Complicating accepted framework regarding US – Muslim relations, or any accepted categories of thought, is a powerful enterprise.  This can be accomplished in the most unlikely of places, the history of early American Republic. I hope this listing helps and if all else fails, read Orientalism , Good Muslim, Bad Muslim, and Power, Faith, and Fantasy: America in the Middle East 1776 to the Present.

 

 

 

 

One thought on “The Early American Republic’s Encounters with the “Muslim World” – Yes, they happened!

  1. Craigers,

    Always a thoughtful and good read. To be sure, an education with more global context and perspective would be enlightening. That kind of collaboration would certainly be quite the undertaking, especially most would rather spin their own yarns.
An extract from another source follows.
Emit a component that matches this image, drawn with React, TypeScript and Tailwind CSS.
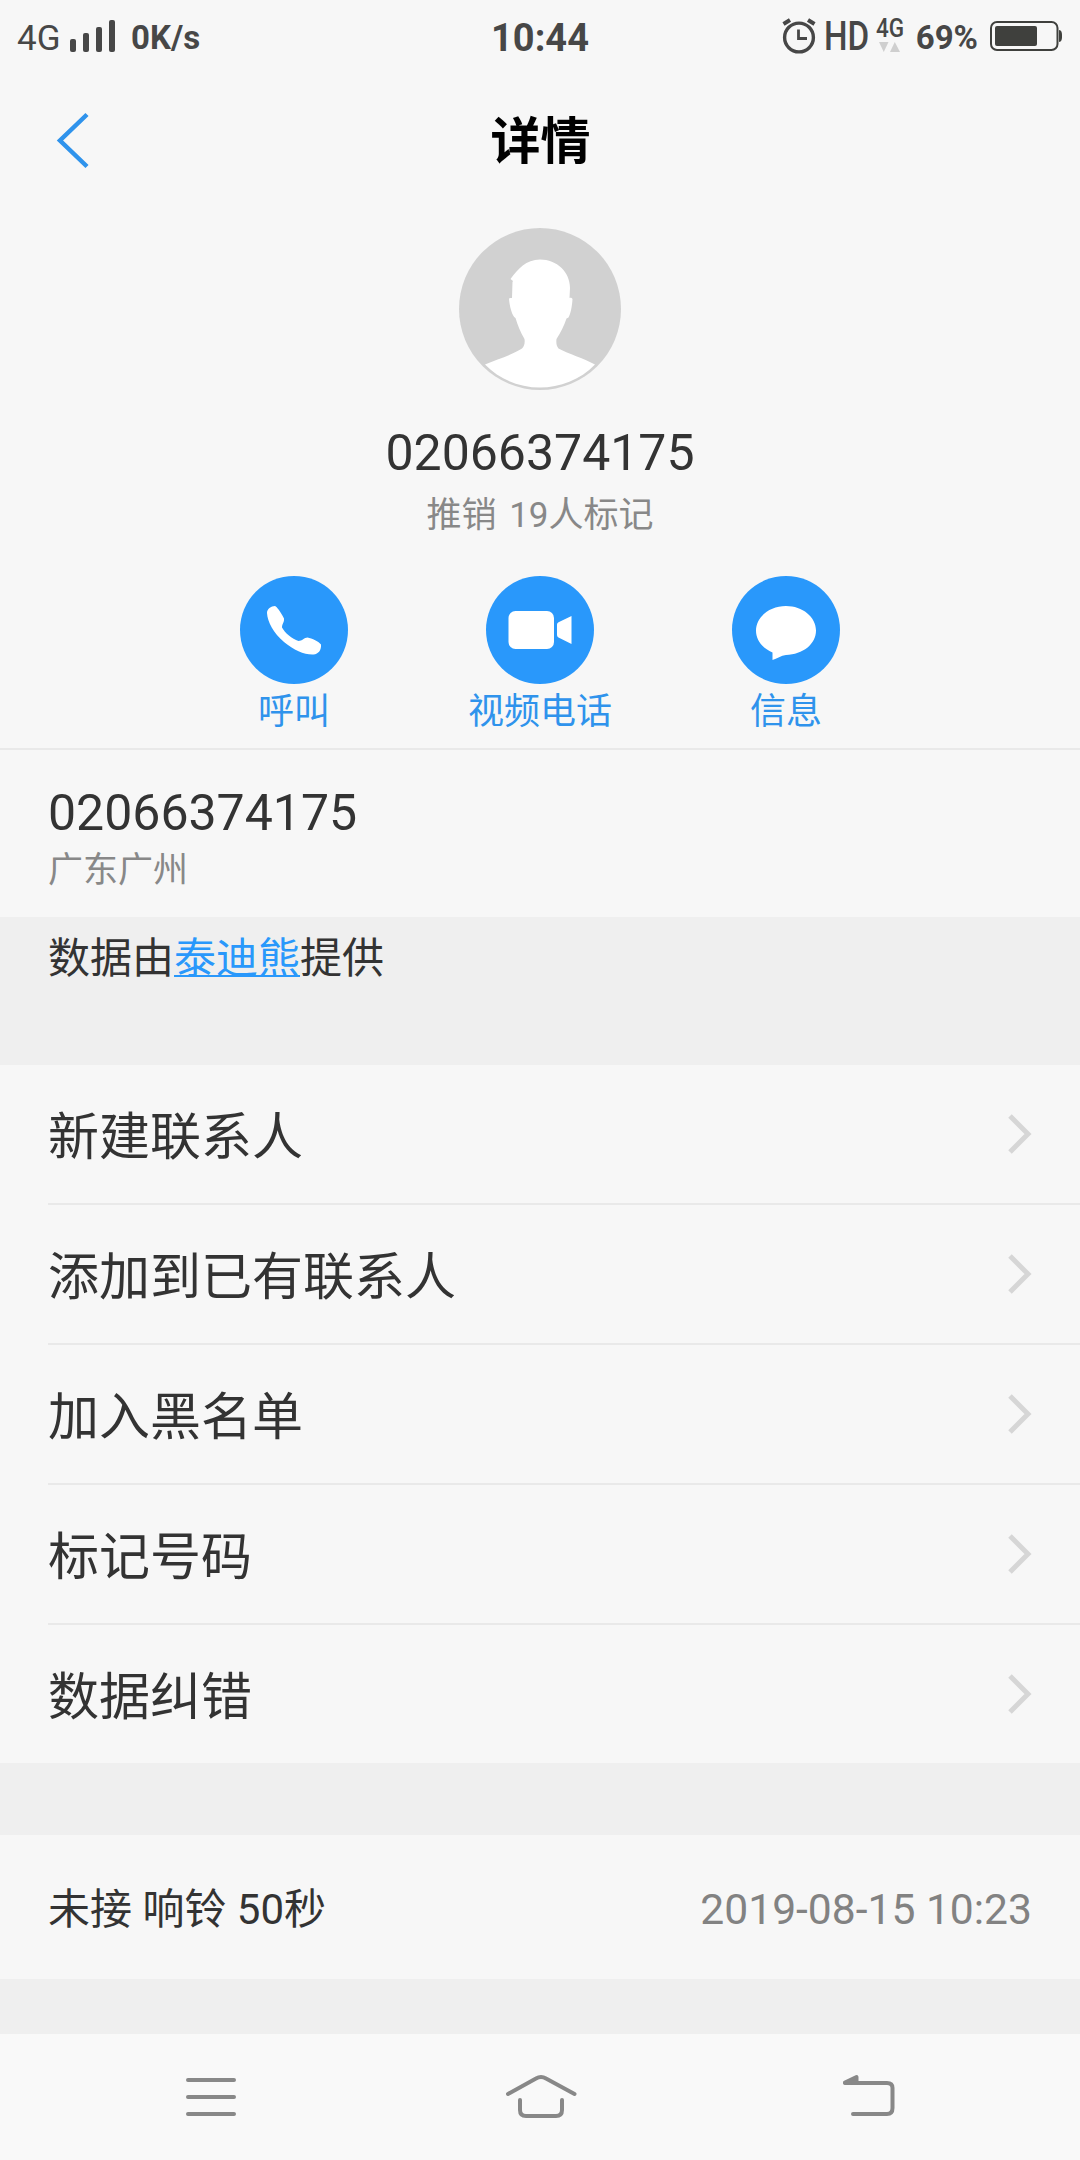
import React from 'react';

const PHONE = '02066374175';

const menuItems = ['新建联系人', '添加到已有联系人', '加入黑名单', '标记号码', '数据纠错'];

function SignalIcon() {
  return (
    <svg className="w-[46px] h-[34px] ml-[9px]" viewBox="0 0 46 34" fill="#474747">
      <rect x="0" y="20" width="6" height="13" rx="2" />
      <rect x="13" y="14" width="6" height="19" rx="2" />
      <rect x="26" y="8" width="6" height="25" rx="2" />
      <rect x="39" y="1" width="6" height="32" rx="2" />
    </svg>
  );
}

function AlarmIcon() {
  return (
    <svg className="w-[34px] h-[38px]" viewBox="0 0 34 38" fill="none" stroke="#474747">
      <circle cx="17" cy="20.5" r="14.4" strokeWidth="3.4" />
      <path d="M16.5 12.5V21.5H25" strokeWidth="2.8" />
      <path d="M1.5 7L8 3M26 3L32.5 7" strokeWidth="4" />
    </svg>
  );
}

function BatteryIcon() {
  return (
    <svg className="w-[73px] h-[32px]" viewBox="0 0 73 32">
      <rect x="1" y="2" width="66.5" height="28" rx="6" fill="none" stroke="#3f403d" strokeWidth="2" />
      <rect x="5" y="6" width="42" height="20" rx="2" fill="#3f403d" />
      <path d="M69 10C71.500 10.500 72 12 72 16C72 20 71.500 21.500 69 22Z" fill="#3f403d" />
    </svg>
  );
}

function StatusBar() {
  return (
    <div className="h-[76px] flex text-[#474747] leading-none">
      <div className="flex-1 flex items-start pl-[17px]">
        <span className="w-[44px] mt-[21px] text-[35px] leading-[36px]">4G</span>
        <div className="mt-[19px]"><SignalIcon /></div>
        <span className="mt-[20px] ml-[15px] text-[33px] leading-[36px] font-bold">0K/s</span>
      </div>
      <span className="mt-[18px] text-[38px] leading-[40px] font-bold">10:44</span>
      <div className="flex-1 flex items-start justify-end pr-[17px]">
        <div className="mt-[17px]"><AlarmIcon /></div>
        <span className="w-[46px] mt-[16px] ml-[8px] text-[41px] leading-[41px]">
          <span className="inline-block origin-left scale-x-[0.81] font-medium">HD</span>
        </span>
        <div className="w-[30px] mt-[18px] ml-[6px]">
          <span className="block w-[34px] origin-left scale-x-[0.9] text-[25px] leading-[22px] font-medium">4G</span>
          <svg className="w-[24px] h-[11px] mt-[2px] ml-[3px]" viewBox="0 0 24 11" fill="#cfcfcf">
            <path d="M0 0H9.500L4.750 10Z" />
            <path d="M11 10L15.800 0L21 10Z" />
          </svg>
        </div>
        <span className="mt-[20px] ml-[10px] text-[33px] leading-[36px] font-bold">69%</span>
        <div className="mt-[20px] ml-[12px]"><BatteryIcon /></div>
      </div>
    </div>
  );
}

function Avatar() {
  return (
    <svg className="w-[162px] h-[162px] mx-auto" viewBox="0 0 162 162">
      <circle cx="81" cy="81" r="81" fill="#d1d1d1" />
      <path
        d="M26 136.500C39 131 54 126.500 63 120.500C65.500 118 66 115 65.500 111C61.500 104 59 98 56.500 90C53 88 50.500 78 50 70.500C51 69.500 52 70 53 70L53.500 54L54 53L51.500 51C59 41 67 31.500 81 31.500C98 31.500 111 44 111 60L110.500 70C111.500 69.500 113 70 113.500 71C113 79 111.500 86 109.500 89.500L107.500 90.500C105 98 101.500 105 97.500 111C97 115 97.500 118 99.500 120.500C110 126 124 130 136 136.500C121 152 101 159.500 81 159.500C61 159.500 41 152 26 136.500Z"
        fill="#fff"
      />
    </svg>
  );
}

function CallIcon() {
  return (
    <svg className="w-[108px] h-[108px]" viewBox="0 0 108 108" fill="#fff">
      <path d="M27 37C27 33 31 30 35 30C37 31 40 35 44 42.500C44.500 46 42 48 42 51.500C45 57 52 63 58.500 65C62 65 64.500 61.500 67.500 61.500C72 62.500 79 65.500 81 68.500C81.500 74 78.500 78 73.500 78.500C65 79 54 74.500 44 66C33.500 57 27.500 46 27 37Z" />
    </svg>
  );
}

function VideoIcon() {
  return (
    <svg className="w-[108px] h-[108px]" viewBox="0 0 108 108" fill="#fff">
      <rect x="22.500" y="35" width="45.500" height="38" rx="7" />
      <path d="M71 48.500Q71 47 72.500 46.300L85.500 40V68L72.500 61.500Q71 60.500 71 59Z" />
    </svg>
  );
}

function MessageIcon() {
  return (
    <svg className="w-[108px] h-[108px]" viewBox="0 0 108 108" fill="#fff">
      <path d="M54 30C70.500 30 84 41 84 54.500C84 68 71 78.500 54 79C49 79.500 45 83 40.500 84V76.500C30.500 72.500 24 64 24 54.500C24 41 37.500 30 54 30Z" />
    </svg>
  );
}

const actions = [
  { label: '呼叫', Icon: CallIcon },
  { label: '视频电话', Icon: VideoIcon },
  { label: '信息', Icon: MessageIcon },
];

function Chevron() {
  return (
    <svg className="w-[26px] h-[42px]" viewBox="0 0 26 42" fill="none" stroke="#d6d6d6" strokeWidth="5">
      <path d="M2 3L20 21L2 39" />
    </svg>
  );
}

function NavBar() {
  return (
    <nav className="h-[126px] bg-[#f9f9f9]">
      <svg className="w-[1080px] h-[126px]" viewBox="0 2034 1080 126" fill="none" stroke="#888" strokeWidth="4" strokeLinecap="round" strokeLinejoin="round">
        <path d="M188 2080H234M188 2097H234M188 2114H234" />
        <path d="M508 2094L536 2078.500Q541 2075.500 546 2078.500L574.500 2094" />
        <path d="M520 2100V2110Q520 2116 526 2116H556Q562 2116 562 2110V2100" />
        <path d="M845 2083H887Q892.500 2083 892.500 2088V2108Q892.500 2114 887 2114H853" />
        <path d="M845 2082.500L856.500 2077V2083Z" fill="#888" />
      </svg>
    </nav>
  );
}

export default function App() {
  return (
    <div className="w-[1080px] h-[2160px] bg-[#f7f7f7] flex flex-col overflow-hidden text-[#333] font-['Roboto','Noto_Sans_CJK_SC',sans-serif]">
      <StatusBar />

      <header className="h-[128px] flex items-center px-[56px]">
        <svg className="w-[34px] h-[58px]" viewBox="0 0 34 58" fill="none" stroke="#2f93ec" strokeWidth="4.5">
          <path d="M31 3.500L4 29.500L31 55.500" />
        </svg>
        <h1 className="flex-1 pt-[3px] pl-px text-center text-[50px] leading-[60px] font-bold text-black">详情</h1>
        <div className="w-[34px]" />
      </header>

      <section className="h-[546px] pt-[24px] border-b-2 border-[#e9e9e9]">
        <Avatar />
        <p className="mt-[33px] text-center text-[50px] leading-[60px]">{PHONE}</p>
        <p className="mt-[12px] text-center text-[35px] leading-[42px] text-[#888] [word-spacing:4px]">推销 19人标记</p>
        <div className="flex justify-center mt-[39px]">
          {actions.map(({ label, Icon }) => (
            <button key={label} className="w-[246px] flex flex-col items-center">
              <span className="rounded-full bg-[#2998fb]"><Icon /></span>
              <span className="mt-[7px] text-[36px] leading-[42px] text-[#2f93ec]">{label}</span>
            </button>
          ))}
        </div>
      </section>

      <section className="h-[167px] pt-[33px] pl-[48px]">
        <p className="text-[50px] leading-[60px]">{PHONE}</p>
        <p className="mt-[7px] text-[35px] leading-[42px] text-[#888]">广东广州</p>
      </section>

      <div className="h-[148px] bg-[#efefef] pt-[17px] pl-[48px]">
        <p className="text-[42px] leading-[50px]">
          数据由<a className="text-[#2998fb] underline decoration-[2px] underline-offset-[2px] [text-decoration-skip-ink:none]">泰迪熊</a>提供
        </p>
      </div>

      <ul className="pl-[48px]">
        {menuItems.map((item) => (
          <li
            key={item}
            className="h-[140px] last:h-[138px] flex items-center justify-between pr-[46px] border-b-2 border-[#e9e9e9] last:border-b-0"
          >
            <span className="pt-[8px] text-[51px] leading-[60px]">{item}</span>
            <Chevron />
          </li>
        ))}
      </ul>

      <div className="h-[72px] bg-[#efefef]" />
      <section className="h-[144px] flex items-center justify-between px-[48px] text-[42px] leading-[50px]">
        <span className="pt-[6px]">未接 响铃 50秒</span>
        <span className="pt-[3px] text-[42.6px] text-[#828282]">2019-08-15 10:23</span>
      </section>
      <div className="h-[55px] bg-[#efefef]" />

      <NavBar />
    </div>
  );
}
    A question to you, someone who’s studied this extensively: You point out the Treaty of Tripoli and it’s oft-discussed Article 11. I’ve read where the US wrote that as a response to barbarism and pirating (maybe the same thing) at the time. But weren’t Muslims off the coast of Tripoli (pirates) capturing Americans off passing ships and selling them into slavery and didn’t the US go to war over this issue (hence the Marines’ “From the Halls of Montezuma to the Shores of Tripoli”)?

    Wasn’t it Jefferson who later refused further payments for protection from the pirates under the treaty? I’ve been unable to find appropriate clarity on this matter.

    Thank you, Mr. Historian Friend.